From Fierges to Draughts
     Historians place the invention of "modern" Checkers in the 12th century CE, when someone, somewhere (probably in the south of France) combined the rules and pieces of Alquerque with the 8x8 grid of a common chessboard. They called the game Fierges, and the pieces "ferses," the same name given to the queen in Chess; at that time the queen moved like a Fierges piece, one space at a time. Later, Ferses also became a name for the game, and by the 15th century both Fierges and Ferses had been replaced by the name Jeu De Dames, or simply Dames.
     By the 16th century, Dames was hugely popular in France. Formalized rule sets began to appear. In 1535 the Forced Capture rule was introduced to Dames, and players began to call Forced Capture Dames "Jeu Force." It was as Jeu Force that the game made its way to England, where it was renamed Draughts, and eventually to North America, where it was renamed Checkers. Along the way the rules adjusted and variants rose, but the basic form of Jeu Force remained surprisingly intact.
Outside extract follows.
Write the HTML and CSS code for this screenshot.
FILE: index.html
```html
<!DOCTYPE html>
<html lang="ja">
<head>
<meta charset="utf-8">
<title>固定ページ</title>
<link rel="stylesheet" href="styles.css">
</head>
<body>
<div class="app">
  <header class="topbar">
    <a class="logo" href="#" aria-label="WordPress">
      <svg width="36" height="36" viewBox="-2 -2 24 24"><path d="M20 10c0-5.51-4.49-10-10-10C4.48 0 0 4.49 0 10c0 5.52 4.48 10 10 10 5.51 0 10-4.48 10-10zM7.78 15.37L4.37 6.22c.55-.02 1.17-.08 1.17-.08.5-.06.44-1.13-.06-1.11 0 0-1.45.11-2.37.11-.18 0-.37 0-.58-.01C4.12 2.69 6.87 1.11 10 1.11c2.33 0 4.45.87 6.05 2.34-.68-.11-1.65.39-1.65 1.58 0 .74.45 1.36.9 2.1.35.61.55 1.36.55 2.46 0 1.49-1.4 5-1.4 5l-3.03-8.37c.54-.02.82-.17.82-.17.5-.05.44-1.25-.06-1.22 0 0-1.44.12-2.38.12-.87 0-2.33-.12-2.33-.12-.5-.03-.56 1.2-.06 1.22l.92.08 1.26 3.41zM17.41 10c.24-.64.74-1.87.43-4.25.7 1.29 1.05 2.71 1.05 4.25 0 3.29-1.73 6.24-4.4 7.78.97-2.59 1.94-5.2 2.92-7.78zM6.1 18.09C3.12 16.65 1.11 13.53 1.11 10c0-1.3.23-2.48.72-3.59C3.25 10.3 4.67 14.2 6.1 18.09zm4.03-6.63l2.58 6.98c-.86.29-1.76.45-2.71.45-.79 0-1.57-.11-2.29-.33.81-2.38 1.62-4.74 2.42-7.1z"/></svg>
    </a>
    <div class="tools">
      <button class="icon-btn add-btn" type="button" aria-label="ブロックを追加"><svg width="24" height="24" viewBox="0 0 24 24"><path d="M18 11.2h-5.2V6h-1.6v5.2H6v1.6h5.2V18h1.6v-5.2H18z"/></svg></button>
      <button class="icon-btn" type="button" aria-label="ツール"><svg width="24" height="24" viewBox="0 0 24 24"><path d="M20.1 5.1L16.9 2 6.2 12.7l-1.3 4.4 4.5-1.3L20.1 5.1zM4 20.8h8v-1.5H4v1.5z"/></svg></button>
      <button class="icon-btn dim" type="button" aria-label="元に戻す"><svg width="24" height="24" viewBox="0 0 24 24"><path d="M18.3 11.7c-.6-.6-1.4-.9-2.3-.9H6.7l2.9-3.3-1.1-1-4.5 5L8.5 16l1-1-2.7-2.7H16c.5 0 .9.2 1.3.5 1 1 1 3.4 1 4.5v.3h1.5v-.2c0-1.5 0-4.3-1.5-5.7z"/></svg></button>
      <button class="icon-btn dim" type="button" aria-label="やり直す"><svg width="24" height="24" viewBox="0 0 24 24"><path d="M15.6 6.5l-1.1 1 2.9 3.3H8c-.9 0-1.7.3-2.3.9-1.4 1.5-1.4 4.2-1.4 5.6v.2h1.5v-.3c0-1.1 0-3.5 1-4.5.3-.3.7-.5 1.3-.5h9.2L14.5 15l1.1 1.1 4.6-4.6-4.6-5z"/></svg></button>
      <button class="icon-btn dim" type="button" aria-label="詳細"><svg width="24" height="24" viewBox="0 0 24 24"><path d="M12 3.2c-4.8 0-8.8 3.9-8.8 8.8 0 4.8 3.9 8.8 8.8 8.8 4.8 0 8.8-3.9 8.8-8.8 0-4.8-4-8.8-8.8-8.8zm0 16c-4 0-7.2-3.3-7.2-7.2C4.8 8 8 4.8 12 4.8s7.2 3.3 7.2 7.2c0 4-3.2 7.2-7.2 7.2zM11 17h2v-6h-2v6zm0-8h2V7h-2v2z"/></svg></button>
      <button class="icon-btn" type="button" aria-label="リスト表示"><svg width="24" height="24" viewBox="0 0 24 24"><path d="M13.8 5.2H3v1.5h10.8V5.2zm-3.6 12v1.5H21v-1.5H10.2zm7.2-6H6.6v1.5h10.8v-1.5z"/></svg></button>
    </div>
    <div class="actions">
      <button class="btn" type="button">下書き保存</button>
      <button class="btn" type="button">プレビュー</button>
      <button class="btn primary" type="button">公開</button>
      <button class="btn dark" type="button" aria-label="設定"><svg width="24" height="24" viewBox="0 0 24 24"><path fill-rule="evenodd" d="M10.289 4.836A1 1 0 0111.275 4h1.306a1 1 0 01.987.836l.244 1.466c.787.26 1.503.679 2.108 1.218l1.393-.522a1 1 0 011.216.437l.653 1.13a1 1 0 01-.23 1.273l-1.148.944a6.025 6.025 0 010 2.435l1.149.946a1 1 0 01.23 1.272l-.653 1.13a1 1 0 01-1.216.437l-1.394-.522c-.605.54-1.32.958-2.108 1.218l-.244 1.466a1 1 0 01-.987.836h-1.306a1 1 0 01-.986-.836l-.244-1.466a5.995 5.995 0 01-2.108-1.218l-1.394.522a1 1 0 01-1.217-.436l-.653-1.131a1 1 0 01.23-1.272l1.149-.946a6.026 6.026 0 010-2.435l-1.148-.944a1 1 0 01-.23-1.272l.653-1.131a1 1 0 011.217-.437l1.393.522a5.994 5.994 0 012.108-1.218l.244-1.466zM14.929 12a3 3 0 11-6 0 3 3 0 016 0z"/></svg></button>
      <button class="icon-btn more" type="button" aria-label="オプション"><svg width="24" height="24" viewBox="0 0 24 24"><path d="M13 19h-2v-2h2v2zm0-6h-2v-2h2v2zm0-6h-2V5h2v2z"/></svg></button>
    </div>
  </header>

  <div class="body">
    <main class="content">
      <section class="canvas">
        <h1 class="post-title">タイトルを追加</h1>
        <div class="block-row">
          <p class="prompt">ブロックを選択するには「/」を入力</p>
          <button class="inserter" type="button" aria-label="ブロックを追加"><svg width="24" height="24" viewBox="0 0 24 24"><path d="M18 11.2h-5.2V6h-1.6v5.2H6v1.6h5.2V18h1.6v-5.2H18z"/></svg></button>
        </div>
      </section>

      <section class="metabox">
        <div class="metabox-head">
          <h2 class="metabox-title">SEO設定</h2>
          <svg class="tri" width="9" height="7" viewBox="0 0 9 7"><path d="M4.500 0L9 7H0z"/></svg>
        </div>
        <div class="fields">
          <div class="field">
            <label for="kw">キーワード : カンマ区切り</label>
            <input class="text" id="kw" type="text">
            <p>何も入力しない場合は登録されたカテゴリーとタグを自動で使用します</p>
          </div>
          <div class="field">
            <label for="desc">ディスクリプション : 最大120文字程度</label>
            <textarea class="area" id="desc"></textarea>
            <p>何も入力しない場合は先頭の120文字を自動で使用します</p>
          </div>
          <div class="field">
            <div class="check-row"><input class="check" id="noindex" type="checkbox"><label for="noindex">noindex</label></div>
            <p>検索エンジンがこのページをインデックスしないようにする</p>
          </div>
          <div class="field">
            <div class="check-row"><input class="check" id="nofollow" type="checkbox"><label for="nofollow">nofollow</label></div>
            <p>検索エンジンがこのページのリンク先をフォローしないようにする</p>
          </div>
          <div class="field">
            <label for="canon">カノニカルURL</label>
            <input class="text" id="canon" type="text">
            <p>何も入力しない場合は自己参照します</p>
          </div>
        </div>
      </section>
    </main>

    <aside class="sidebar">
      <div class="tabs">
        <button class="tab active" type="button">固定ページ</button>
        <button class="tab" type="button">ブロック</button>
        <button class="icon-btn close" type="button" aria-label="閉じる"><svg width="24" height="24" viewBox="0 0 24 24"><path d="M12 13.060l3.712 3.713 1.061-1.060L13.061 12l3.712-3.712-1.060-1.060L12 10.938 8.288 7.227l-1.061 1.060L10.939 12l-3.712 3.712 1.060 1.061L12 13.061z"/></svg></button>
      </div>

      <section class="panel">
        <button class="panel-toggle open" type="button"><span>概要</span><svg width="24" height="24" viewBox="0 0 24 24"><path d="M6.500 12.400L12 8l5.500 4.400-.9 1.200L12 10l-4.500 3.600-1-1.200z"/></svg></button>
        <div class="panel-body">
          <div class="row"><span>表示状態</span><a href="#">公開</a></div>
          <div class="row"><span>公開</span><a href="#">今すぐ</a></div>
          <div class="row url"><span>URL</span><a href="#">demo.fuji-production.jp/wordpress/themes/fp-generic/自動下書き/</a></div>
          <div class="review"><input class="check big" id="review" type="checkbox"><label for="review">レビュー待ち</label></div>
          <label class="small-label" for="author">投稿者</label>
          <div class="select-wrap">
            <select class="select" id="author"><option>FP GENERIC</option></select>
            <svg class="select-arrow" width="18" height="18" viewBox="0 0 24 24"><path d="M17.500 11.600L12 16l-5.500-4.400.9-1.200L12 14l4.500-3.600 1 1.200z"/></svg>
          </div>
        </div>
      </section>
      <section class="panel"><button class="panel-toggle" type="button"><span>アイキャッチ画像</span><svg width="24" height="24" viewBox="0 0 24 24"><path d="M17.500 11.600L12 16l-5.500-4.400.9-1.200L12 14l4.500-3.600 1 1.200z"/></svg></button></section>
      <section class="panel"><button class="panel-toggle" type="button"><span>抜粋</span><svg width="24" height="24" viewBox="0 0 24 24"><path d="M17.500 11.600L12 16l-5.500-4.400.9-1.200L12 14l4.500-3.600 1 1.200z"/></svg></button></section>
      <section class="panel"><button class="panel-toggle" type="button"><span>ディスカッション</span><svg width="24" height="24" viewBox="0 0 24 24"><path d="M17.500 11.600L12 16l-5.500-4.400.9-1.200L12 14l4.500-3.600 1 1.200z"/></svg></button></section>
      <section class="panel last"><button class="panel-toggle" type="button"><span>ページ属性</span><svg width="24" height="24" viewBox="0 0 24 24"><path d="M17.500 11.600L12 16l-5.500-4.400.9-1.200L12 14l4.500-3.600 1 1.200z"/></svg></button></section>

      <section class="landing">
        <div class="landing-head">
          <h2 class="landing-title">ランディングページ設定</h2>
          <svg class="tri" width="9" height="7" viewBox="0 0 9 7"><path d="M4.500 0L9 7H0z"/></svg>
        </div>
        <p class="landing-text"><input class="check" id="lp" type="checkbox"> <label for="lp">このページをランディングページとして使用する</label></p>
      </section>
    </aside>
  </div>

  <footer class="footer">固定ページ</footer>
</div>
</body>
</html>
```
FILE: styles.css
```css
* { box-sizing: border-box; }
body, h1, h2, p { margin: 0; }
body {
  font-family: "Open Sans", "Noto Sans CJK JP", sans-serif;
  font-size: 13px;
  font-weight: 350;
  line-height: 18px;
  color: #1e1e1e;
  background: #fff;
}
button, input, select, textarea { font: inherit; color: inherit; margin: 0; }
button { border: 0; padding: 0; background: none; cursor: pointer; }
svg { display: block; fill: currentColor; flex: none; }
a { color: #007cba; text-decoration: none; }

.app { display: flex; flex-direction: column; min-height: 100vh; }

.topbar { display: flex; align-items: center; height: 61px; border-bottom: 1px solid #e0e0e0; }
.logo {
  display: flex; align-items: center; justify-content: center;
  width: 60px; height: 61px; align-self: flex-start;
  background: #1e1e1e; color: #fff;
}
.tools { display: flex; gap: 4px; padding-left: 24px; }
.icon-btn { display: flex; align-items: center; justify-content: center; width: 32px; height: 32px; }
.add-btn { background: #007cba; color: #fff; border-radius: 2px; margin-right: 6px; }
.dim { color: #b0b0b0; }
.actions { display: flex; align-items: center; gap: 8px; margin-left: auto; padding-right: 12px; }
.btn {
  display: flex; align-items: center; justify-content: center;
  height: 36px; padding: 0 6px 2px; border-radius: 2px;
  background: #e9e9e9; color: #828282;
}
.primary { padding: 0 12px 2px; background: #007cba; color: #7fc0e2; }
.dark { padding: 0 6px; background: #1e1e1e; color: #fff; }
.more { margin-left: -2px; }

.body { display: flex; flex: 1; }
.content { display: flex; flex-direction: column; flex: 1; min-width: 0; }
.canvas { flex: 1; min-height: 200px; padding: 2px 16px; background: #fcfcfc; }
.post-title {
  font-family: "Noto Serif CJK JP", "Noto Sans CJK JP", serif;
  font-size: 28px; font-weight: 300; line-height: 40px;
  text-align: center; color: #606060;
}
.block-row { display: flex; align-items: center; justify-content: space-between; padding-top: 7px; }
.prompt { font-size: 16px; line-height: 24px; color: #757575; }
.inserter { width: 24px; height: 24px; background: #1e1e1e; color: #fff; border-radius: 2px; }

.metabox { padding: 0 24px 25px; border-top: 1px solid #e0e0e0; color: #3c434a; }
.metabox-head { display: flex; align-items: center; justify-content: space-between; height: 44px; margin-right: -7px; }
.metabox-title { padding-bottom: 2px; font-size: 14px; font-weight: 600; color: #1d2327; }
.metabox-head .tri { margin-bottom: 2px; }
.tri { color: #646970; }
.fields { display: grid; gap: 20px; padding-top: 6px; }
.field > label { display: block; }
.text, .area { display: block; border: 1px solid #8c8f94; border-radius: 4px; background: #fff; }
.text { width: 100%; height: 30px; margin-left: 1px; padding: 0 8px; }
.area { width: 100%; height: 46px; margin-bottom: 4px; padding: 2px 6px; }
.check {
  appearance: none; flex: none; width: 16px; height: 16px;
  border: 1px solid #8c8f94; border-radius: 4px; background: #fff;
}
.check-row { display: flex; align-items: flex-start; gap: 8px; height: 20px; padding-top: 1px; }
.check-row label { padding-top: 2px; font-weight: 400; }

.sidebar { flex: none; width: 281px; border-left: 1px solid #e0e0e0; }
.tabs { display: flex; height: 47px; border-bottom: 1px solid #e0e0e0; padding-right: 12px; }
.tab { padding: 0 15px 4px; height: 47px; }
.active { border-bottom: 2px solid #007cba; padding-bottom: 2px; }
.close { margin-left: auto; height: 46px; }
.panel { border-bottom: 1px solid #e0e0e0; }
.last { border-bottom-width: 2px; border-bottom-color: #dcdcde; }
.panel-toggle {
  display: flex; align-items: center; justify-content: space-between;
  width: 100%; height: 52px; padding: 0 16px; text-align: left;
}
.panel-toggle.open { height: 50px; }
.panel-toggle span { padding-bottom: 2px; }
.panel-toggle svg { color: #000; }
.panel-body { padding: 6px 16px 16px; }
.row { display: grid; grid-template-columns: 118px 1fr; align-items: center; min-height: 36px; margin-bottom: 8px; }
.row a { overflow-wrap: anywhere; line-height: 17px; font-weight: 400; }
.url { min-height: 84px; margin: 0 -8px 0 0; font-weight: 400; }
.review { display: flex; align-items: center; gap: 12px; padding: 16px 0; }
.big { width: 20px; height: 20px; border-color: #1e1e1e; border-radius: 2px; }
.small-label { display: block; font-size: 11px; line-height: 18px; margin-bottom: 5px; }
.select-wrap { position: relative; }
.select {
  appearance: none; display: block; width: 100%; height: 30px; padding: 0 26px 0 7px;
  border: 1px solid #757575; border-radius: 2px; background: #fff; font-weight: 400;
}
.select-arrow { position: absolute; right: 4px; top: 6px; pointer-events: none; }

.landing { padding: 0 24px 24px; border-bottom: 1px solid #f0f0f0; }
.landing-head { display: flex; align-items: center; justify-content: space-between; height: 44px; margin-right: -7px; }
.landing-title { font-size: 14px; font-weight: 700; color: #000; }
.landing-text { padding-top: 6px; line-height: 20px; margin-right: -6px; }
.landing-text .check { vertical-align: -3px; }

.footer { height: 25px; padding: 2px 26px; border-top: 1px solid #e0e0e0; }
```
     Dames without the Forced Capture rule remained popular in France, under the name Le Jeu Plaisant De Dames, or Plaisant. In the 18th Century, Plaisant replaced the 8x8 grid with a 10x10 grid and expanded the piece count to 20 per side. This variant likely came out of Holland.

Checkers Around the World
     Checkers is only called "Checkers" in North America. In most other English-speaking places, the game is called Draughts, and in much of Europe the game is called "English Variant Draughts." Today, 10x10 Plaisant is known as International Draughts or Continental Draughts.
     Countries around the world also have their own local names for the game, as well as their own local variant rules, boards, and even pieces. Many European countries use a local variant of the name Dames, such as the German name Damenspiel. Many European variants, including International Draughts, use a "flying king" that can move more than one square at a time, while in both Germany and Italy, kings can only be captured by other kings. In Turkey, they use both dark and light squares, and pieces can move either forward or side to side. Canadian Checkers, or Jeu De Dames Canadien, uses a 12x12 grid with 30 pieces per side!
     Both Checkers/Draughts and International Draughts remain popular games to this day. National and international tournaments exist for each version, with the first World Championship tournament for English Draughts taking place in 1847.

What about Chinese Checkers?
     Despite its name, Chinese Checkers is not Chinese (it originated in Germany), and it has nothing to do with Checkers. The name "Chinese Checkers" was chosen as a marketing strategy in the early 1900s, to lend it some Oriental mystique and to connect it to a game consumers were already familiar with.